**AIM OF THE EXERCISE**
Retype, exactly as they stand, the lines from the start of the data to the line that contains "const GREEN = '#0b9d20';", both ends included. Leave the pictures out.
## Begin SOURCE MATERIAL
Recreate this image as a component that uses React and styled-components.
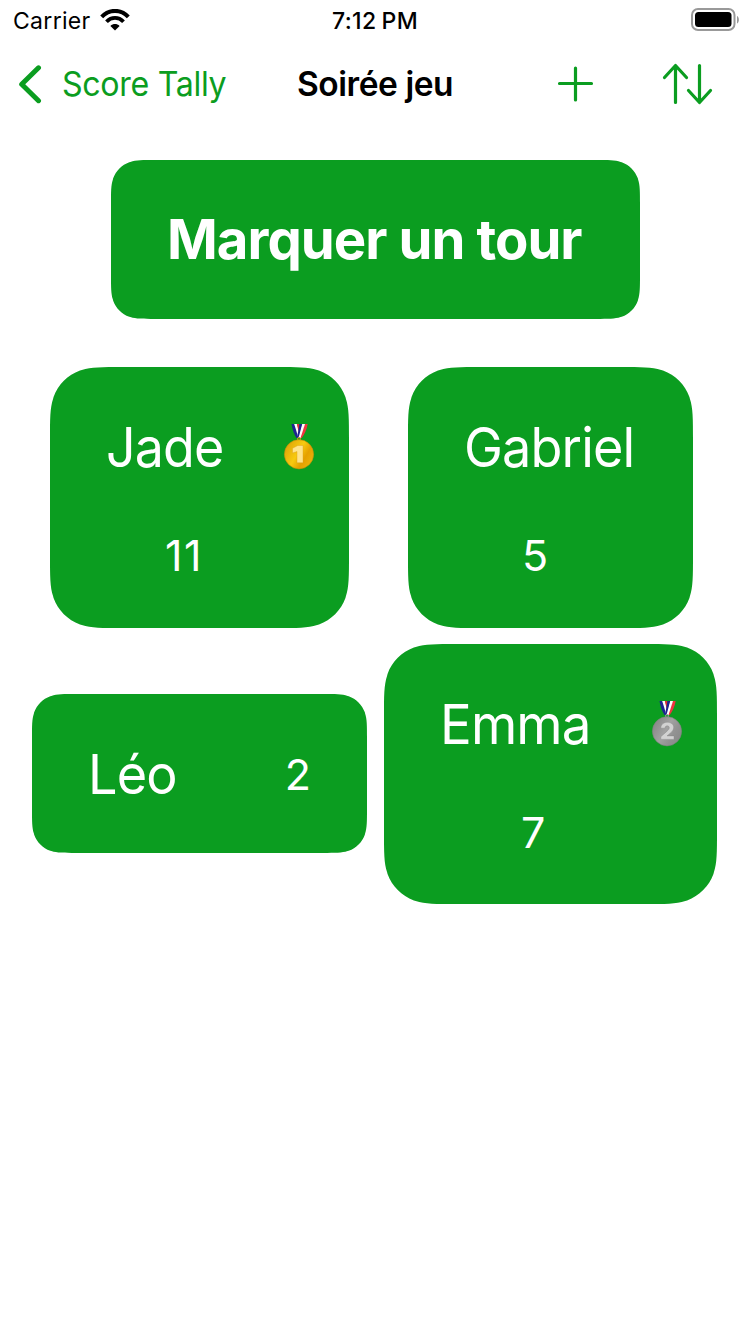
import React from 'react';
import styled, { createGlobalStyle } from 'styled-components';

const GREEN = '#0b9d20';

const Global = createGlobalStyle`
  body { margin: 0; background: #fff; font-family: Inter, "Liberation Sans", sans-serif; }
  svg { display: block; flex: none; }
`;

// Rounded rectangle with continuous-curvature corners.
const squircle = (w, h, r) => {
  const a = 1.52866 * r, b = 1.08849 * r, c = 0.8684 * r, d = 0.66993 * r;
  const e = 0.0655 * r, f = 0.63149 * r, g = 0.07491 * r, i = 0.37282 * r, j = 0.16906 * r;
  return `M${a} 0 L${w - a} 0 C${w - b} 0 ${w - c} 0 ${w - d} ${e} L${w - f} ${g}
    C${w - i} ${j} ${w - j} ${i} ${w - g} ${f} L${w - e} ${d} C${w} ${c} ${w} ${b} ${w} ${a}
    L${w} ${h - a} C${w} ${h - b} ${w} ${h - c} ${w - e} ${h - d} L${w - g} ${h - f}
    C${w - j} ${h - i} ${w - i} ${h - j} ${w - f} ${h - g} L${w - d} ${h - e}
    C${w - c} ${h} ${w - b} ${h} ${w - a} ${h} L${a} ${h}
    C${b} ${h} ${c} ${h} ${d} ${h - e} L${f} ${h - g} C${i} ${h - j} ${j} ${h - i} ${g} ${h - f}
    L${e} ${h - d} C0 ${h - c} 0 ${h - b} 0 ${h - a} L0 ${a} C0 ${b} 0 ${c} ${e} ${d} L${g} ${f}
    C${j} ${i} ${i} ${j} ${f} ${g} L${d} ${e} C${c} 0 ${b} 0 ${a} 0 Z`.replace(/\s+/g, ' ');
};

const Screen = styled.main`
  width: 750px;
  height: 1334px;
  overflow: hidden;
  background: #fff;
`;
const StatusBar = styled.header`
  height: 40px;
  display: grid;
  grid-template-columns: 1fr auto 1fr;
  align-items: center;
  padding: 0 10px 0 13px;
  box-sizing: border-box;
  font-size: 23px;
`;
const Carrier = styled.div`
  display: flex;
  align-items: center;
  gap: 9px;
  letter-spacing: 0.3px;

  span { padding-top: 2px; }
`;
const Clock = styled.time`
  padding-top: 2px;
  margin-right: 3px;
  font-weight: 500;
  letter-spacing: 0.4px;
  word-spacing: -1.5px;
`;
const Battery = styled.div`
  justify-self: end;
`;
const NavBar = styled.nav`
  height: 88px;
  display: flex;
  align-items: center;
  padding-left: 18px;
  font-size: 33.5px;
  color: ${GREEN};
`;
const BackButton = styled.a`
  width: 279px;
  display: flex;
  align-items: center;
  gap: 18.5px;
  white-space: nowrap;
`;
const BackLabel = styled.span`
  letter-spacing: -0.35px;
  transform: scaleX(0.96);
  transform-origin: left;
`;
const Title = styled.h1`
  width: 259px;
  margin: 0;
  font-size: 33.5px;
  font-weight: 600;
  letter-spacing: -0.45px;
  color: #000;
`;
const Actions = styled.div`
  display: flex;
  align-items: center;
  gap: 68px;
`;
const Tile = styled.div`
  box-sizing: border-box;
  flex: none;
  width: ${(p) => p.$w}px;
  height: ${(p) => p.$h}px;
  background: ${GREEN};
  color: #fff;
  clip-path: path('${(p) => squircle(p.$w, p.$h, Math.min(p.$w, p.$h) * 0.182)}');
`;
const RoundButton = styled(Tile)`
  margin: 32px 0 48px 111px;
  padding: 0 0 2px 56px;
  border: 0;
  display: flex;
  align-items: center;
  font-family: inherit;
  font-size: 54.5px;
  font-weight: 700;
  letter-spacing: -0.95px;
  white-space: nowrap;
`;
const Row = styled.div`
  display: flex;
  align-items: center;
  gap: ${(p) => p.$gap}px;
  margin: 0 0 16px ${(p) => p.$left}px;
`;
const PlayerCard = styled(Tile)`
  display: flex;
  flex-direction: column;
  padding: 48px 34px 0 56px;
`;
const CompactCard = styled(Tile)`
  display: flex;
  align-items: center;
  justify-content: space-between;
  padding: 0 56px;
  margin-bottom: 1px;
`;
const NameLine = styled.div`
  display: flex;
  justify-content: space-between;
  align-items: center;
  height: 64px;
`;
const Name = styled.span`
  font-size: 54.5px;
  line-height: 64px;
  letter-spacing: -0.9px;
  transform: scaleX(${(p) => p.$stretch});
  transform-origin: left;
`;
const Score = styled.span`
  font-size: 43px;
  line-height: 52px;
`;
const ScoreLine = styled.div`
  margin-top: 50px;
  padding-left: ${(p) => p.$inset}px;
  letter-spacing: 1.500px;
`;

const Medal = ({ rank }) => {
  const gold = rank === 1;
  const id = gold ? 'gold' : 'silver';
  return (
    <svg width="32" height="48" viewBox="0 0 32 48">
      <defs>
        <linearGradient id={id} x1="0" y1="0.2" x2="1" y2="0.8">
          <stop offset="0" stopColor={gold ? '#dca207' : '#858585'} />
          <stop offset="0.45" stopColor={gold ? '#f8ca10' : '#a2a2a2'} />
          <stop offset="0.7" stopColor={gold ? '#e5a000' : '#929292'} />
          <stop offset="1" stopColor={gold ? '#edb60d' : '#898989'} />
        </linearGradient>
      </defs>
      <path d="M8.500 1h3l4.500 14h-2.500q-3.500-5-5-14z" fill="#1c2390" />
      <path d="M11.200 1h3l3 12-1.700 2z" fill="#fff" />
      <path d="M13.800 1h2.400l2 10-1.500 2z" fill="#e22b35" />
      <path d="M24.700 1h-3l-5 14h2q4.500-6 6-14z" fill="#f03440" />
      <path d="M22 1h-3.200l-4 14h2.700z" fill="#fff" />
      <path d="M19.200 1h-2.700l-2 11 1 3z" fill="#1c2390" />
      <circle cx="16" cy="16" r="1.500" fill="none" stroke={gold ? '#c99820' : '#999'} />
      <circle cx="16" cy="31.300" r="14.600" fill={`url(#${id})`} stroke={gold ? '#c88d08' : '#808080'} strokeWidth="0.600" />
      {gold ? (
        <path d="M14.800 22.500H20v17.300h-6V28.500L9.500 30v-4.700z" fill="#ffe48c" stroke="#d99d18" strokeWidth="0.400" />
      ) : (
        <path d="M9.800 28.200C9.800 24.500 12.500 22.300 16.300 22.300c3.800 0 6.400 2 6.400 5.100 0 2.300-1.300 3.900-3.500 5.800l-3.200 2.700h7v3.500H9.800v-2.700l6-5.300c1.700-1.500 2.500-2.400 2.500-3.600 0-1.200-.8-2-2.100-2s-2.200.9-2.200 2.400z" fill="#d2d2d2" stroke="#848484" strokeWidth="0.400" />
      )}
    </svg>
  );
};

const Player = ({ name, score, rank, w, h, inset, stretch }) => (
  <PlayerCard $w={w} $h={h}>
    <NameLine>
      <Name $stretch={stretch}>{name}</Name>
      {rank && <Medal rank={rank} />}
    </NameLine>
    <ScoreLine $inset={inset}><Score>{score}</Score></ScoreLine>
  </PlayerCard>
);

export default function App() {
  return (
    <Screen>
      <Global />
      <StatusBar>
        <Carrier>
          <span>Carrier</span>
          <svg width="30" height="22" viewBox="0 0 30 22">
            <path d="M1.700 7.800C9-.1 21-.1 28.300 7.800" fill="none" stroke="#000" strokeWidth="4" />
            <path d="M6.500 12.700c4.800-5 12.200-5 17 0" fill="none" stroke="#000" strokeWidth="3.800" />
            <path d="M10.400 17c2.700-2.600 6.500-2.600 9.200 0L15 21.600z" fill="#000" />
          </svg>
        </Carrier>
        <Clock>7:12 PM</Clock>
        <Battery>
          <svg width="49" height="24" viewBox="0 0 49 24">
            <rect x="1" y="1" width="42.500" height="21" rx="6" fill="none" stroke="#999" strokeWidth="2" />
            <rect x="4" y="4" width="36.500" height="15" rx="3.500" fill="#000" />
            <path d="M46 8c2.500 1 2.500 6.500 0 7.500z" fill="#999" />
          </svg>
        </Battery>
      </StatusBar>
      <NavBar>
        <BackButton>
          <svg width="25" height="40" viewBox="0 0 25 40" fill="none" stroke={GREEN} strokeWidth="5" strokeLinecap="round" strokeLinejoin="round">
            <path d="M20.500 3.800 3.700 20.300 20.500 36.700" />
          </svg>
          <BackLabel>Score Tally</BackLabel>
        </BackButton>
        <Title>Soirée jeu</Title>
        <Actions>
          <svg width="38" height="38" viewBox="0 0 38 38" fill="none" stroke={GREEN} strokeWidth="3.200" strokeLinecap="round">
            <path d="M19.500 3v32M3.500 18.500h32" />
          </svg>
          <svg width="52" height="42" viewBox="0 0 52 42" fill="none" stroke={GREEN} strokeWidth="3.200" strokeLinecap="round" strokeLinejoin="round">
            <path d="M13.500 39.500V2.500M2.500 14.500l11-12 11 12M37.500 2.500v37M26.500 27.500l11 12 11-12" />
          </svg>
        </Actions>
      </NavBar>
      <RoundButton as="button" $w={529} $h={159}>Marquer un tour</RoundButton>
      <Row $left={50} $gap={59}>
        <Player name="Jade" score={11} rank={1} w={299} h={261} inset={59} stretch={0.953} />
        <Player name="Gabriel" score={5} w={285} h={261} inset={58} stretch={0.957} />
      </Row>
      <Row $left={32} $gap={17}>
        <CompactCard $w={335} $h={159}>
          <Name $stretch={0.958}>Léo</Name>
          <Score>2</Score>
        </CompactCard>
        <Player name="Emma" score={7} rank={2} w={333} h={260} inset={81} stretch={0.97} />
      </Row>
    </Screen>
  );
}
## End SOURCE MATERIAL
**FINAL ANSWER**
Recreate this image as a component that uses React and styled-components.
import React from 'react';
import styled, { createGlobalStyle } from 'styled-components';

const GREEN = '#0b9d20';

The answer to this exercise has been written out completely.